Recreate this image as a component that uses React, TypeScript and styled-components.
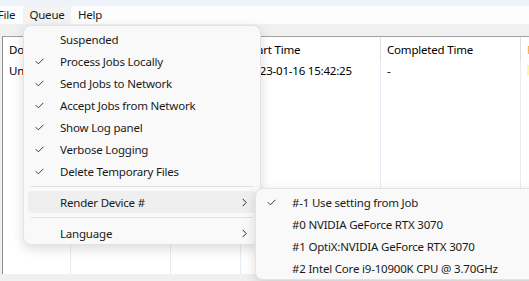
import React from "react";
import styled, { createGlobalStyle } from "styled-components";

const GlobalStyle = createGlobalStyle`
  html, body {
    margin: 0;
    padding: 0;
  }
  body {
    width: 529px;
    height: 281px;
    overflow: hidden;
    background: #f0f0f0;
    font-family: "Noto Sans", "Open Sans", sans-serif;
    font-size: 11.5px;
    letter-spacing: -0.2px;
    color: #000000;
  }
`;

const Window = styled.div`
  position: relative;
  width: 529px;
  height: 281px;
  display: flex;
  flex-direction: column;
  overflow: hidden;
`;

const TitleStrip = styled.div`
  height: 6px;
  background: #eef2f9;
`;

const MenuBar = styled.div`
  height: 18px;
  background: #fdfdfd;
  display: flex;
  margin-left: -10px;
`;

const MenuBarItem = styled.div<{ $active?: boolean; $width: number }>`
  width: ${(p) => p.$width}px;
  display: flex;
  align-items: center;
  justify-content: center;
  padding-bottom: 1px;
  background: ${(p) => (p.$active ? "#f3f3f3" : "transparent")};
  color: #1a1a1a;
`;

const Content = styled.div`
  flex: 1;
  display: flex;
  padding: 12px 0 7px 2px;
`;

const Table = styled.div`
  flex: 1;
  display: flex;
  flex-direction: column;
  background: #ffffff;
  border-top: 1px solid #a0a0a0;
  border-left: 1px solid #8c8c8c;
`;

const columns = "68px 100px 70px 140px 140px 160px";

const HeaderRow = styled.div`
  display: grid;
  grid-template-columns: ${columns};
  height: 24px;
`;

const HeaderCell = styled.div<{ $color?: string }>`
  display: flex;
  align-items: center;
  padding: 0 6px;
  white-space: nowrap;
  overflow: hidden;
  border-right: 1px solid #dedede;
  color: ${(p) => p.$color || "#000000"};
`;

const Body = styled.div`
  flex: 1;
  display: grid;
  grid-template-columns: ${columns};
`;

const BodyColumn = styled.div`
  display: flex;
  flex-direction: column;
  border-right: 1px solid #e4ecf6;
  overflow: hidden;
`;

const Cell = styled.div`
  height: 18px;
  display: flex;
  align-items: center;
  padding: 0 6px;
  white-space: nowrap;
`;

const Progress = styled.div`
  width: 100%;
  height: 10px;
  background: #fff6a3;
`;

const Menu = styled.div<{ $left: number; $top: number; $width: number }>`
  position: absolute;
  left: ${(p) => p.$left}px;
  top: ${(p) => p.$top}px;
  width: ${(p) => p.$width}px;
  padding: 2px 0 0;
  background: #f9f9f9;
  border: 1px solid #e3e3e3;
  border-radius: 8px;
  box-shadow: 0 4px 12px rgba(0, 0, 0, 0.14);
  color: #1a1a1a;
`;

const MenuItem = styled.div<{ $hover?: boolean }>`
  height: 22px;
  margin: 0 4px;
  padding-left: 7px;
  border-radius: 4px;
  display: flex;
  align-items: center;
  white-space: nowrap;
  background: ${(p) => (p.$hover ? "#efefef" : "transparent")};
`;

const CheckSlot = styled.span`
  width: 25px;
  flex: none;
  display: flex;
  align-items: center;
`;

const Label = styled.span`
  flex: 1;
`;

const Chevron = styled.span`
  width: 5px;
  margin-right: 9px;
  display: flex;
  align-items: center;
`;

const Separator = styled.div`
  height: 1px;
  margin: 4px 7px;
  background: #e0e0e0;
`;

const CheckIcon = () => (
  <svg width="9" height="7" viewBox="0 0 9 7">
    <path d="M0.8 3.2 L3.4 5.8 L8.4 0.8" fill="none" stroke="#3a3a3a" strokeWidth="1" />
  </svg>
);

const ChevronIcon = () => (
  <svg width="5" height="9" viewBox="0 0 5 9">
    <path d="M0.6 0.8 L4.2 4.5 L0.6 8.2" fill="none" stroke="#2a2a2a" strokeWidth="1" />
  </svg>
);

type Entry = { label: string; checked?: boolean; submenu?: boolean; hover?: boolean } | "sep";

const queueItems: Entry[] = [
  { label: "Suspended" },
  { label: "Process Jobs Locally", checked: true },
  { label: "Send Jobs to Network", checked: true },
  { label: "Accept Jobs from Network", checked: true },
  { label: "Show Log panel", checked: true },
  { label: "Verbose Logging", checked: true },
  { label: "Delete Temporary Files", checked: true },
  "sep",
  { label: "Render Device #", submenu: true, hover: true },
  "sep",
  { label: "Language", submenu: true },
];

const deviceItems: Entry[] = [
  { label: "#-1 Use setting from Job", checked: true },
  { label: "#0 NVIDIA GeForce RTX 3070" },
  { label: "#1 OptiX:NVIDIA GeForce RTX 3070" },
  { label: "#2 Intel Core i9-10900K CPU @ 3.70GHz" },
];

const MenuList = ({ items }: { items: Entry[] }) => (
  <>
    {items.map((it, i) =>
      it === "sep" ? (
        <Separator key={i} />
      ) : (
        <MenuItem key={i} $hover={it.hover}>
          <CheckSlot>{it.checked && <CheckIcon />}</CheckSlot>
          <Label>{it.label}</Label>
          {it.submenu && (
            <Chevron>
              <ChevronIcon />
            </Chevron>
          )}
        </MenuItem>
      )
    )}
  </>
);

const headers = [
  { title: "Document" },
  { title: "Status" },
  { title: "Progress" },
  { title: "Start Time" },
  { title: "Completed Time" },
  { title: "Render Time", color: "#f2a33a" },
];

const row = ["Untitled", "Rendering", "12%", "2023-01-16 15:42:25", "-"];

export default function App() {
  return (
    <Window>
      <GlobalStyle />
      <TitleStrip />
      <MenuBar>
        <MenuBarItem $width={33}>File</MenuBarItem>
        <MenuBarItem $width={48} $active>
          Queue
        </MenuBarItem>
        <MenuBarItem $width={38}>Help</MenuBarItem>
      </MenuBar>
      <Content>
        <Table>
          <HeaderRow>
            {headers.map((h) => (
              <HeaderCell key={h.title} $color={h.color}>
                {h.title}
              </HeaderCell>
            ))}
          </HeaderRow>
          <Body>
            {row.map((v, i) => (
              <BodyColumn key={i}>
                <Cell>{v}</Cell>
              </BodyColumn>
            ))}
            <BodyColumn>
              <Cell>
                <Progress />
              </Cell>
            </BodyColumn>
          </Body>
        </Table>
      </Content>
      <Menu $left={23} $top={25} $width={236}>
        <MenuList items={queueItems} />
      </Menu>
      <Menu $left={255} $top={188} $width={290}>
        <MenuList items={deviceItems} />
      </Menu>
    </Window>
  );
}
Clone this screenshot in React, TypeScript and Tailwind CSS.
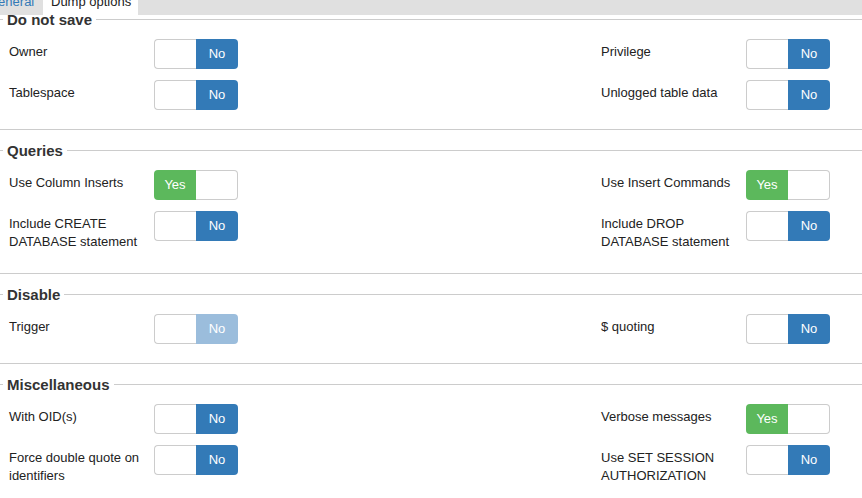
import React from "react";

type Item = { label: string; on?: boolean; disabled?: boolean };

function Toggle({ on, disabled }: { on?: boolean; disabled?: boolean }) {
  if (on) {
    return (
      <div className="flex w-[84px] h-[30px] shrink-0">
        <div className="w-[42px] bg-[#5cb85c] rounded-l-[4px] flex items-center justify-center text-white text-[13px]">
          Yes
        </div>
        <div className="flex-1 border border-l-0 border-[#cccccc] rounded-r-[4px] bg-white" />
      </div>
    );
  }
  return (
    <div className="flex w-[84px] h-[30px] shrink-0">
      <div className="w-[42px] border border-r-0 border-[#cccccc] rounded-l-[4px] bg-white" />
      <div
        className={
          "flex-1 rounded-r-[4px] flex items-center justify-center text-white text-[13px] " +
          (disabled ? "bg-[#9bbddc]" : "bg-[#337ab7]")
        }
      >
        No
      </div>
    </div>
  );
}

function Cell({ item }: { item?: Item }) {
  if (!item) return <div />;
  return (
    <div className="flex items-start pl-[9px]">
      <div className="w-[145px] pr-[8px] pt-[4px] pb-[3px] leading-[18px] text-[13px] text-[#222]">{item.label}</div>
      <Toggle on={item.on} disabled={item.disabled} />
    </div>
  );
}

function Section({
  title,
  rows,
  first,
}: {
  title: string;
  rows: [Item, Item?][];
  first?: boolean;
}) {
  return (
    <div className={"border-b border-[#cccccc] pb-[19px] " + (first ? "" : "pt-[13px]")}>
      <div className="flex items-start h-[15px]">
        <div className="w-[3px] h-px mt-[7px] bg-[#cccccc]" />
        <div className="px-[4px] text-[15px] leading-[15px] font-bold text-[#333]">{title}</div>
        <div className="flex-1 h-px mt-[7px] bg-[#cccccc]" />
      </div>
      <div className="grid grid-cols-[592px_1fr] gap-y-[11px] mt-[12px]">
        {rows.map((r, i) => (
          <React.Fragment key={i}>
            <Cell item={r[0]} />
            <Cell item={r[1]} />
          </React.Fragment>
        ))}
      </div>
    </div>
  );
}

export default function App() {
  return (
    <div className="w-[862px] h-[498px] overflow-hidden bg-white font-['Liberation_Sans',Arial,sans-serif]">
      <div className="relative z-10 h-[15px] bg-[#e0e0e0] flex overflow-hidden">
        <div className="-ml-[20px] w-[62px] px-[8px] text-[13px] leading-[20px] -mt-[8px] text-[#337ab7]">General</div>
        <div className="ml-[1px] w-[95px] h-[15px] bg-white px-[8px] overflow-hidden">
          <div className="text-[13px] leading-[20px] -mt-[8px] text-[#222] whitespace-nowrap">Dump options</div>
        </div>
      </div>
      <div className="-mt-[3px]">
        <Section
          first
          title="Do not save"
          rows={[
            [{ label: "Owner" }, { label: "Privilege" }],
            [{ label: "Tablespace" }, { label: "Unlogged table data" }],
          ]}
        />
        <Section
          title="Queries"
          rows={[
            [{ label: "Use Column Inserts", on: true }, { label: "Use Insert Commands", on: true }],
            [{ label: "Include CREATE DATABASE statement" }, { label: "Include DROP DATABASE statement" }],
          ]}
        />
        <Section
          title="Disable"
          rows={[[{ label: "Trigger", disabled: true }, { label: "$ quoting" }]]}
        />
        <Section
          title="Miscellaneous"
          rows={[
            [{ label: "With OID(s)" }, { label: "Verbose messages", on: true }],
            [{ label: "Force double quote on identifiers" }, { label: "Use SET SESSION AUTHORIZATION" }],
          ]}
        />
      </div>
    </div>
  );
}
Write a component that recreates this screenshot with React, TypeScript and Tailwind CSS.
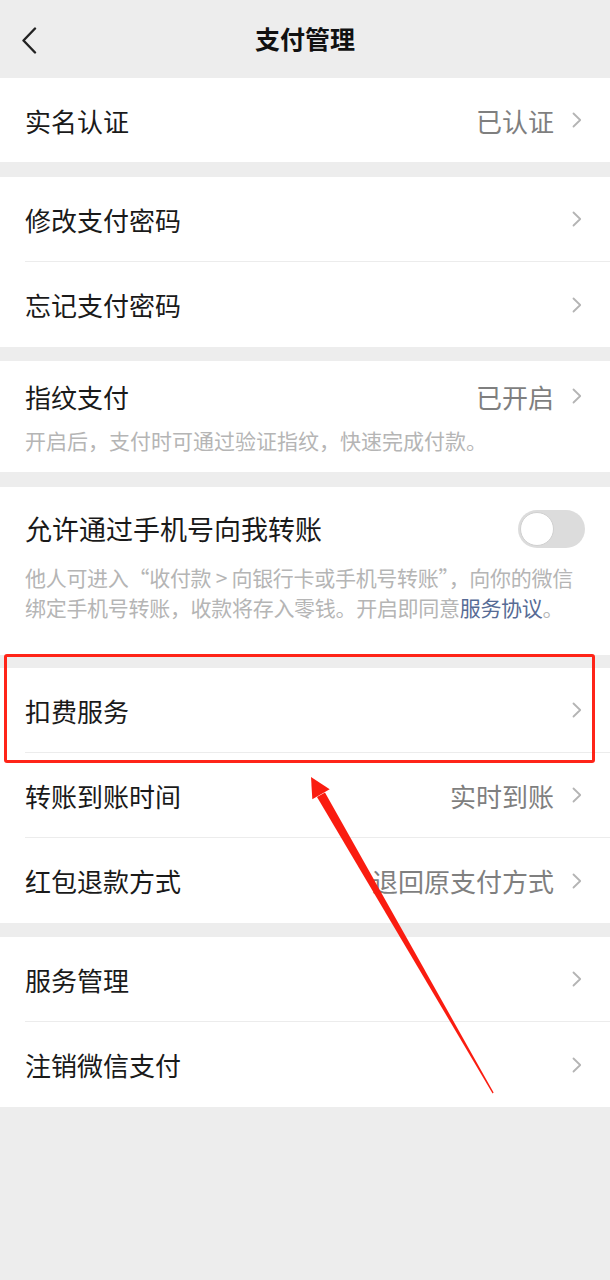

----------------------------------------

▶ WRITTEN PROBLEM: Copy the lines above exactly, starting at the one with "Clone this screenshot" and ending at the one with "string; on?: boolean;", both included. Leave out any pictures and add nothing else.

▶ COMPLETED EXERCISE:
Clone this screenshot in React, TypeScript and Tailwind CSS.
import React from "react";

type Item = { label: string; on?: boolean; disabled?: boolean };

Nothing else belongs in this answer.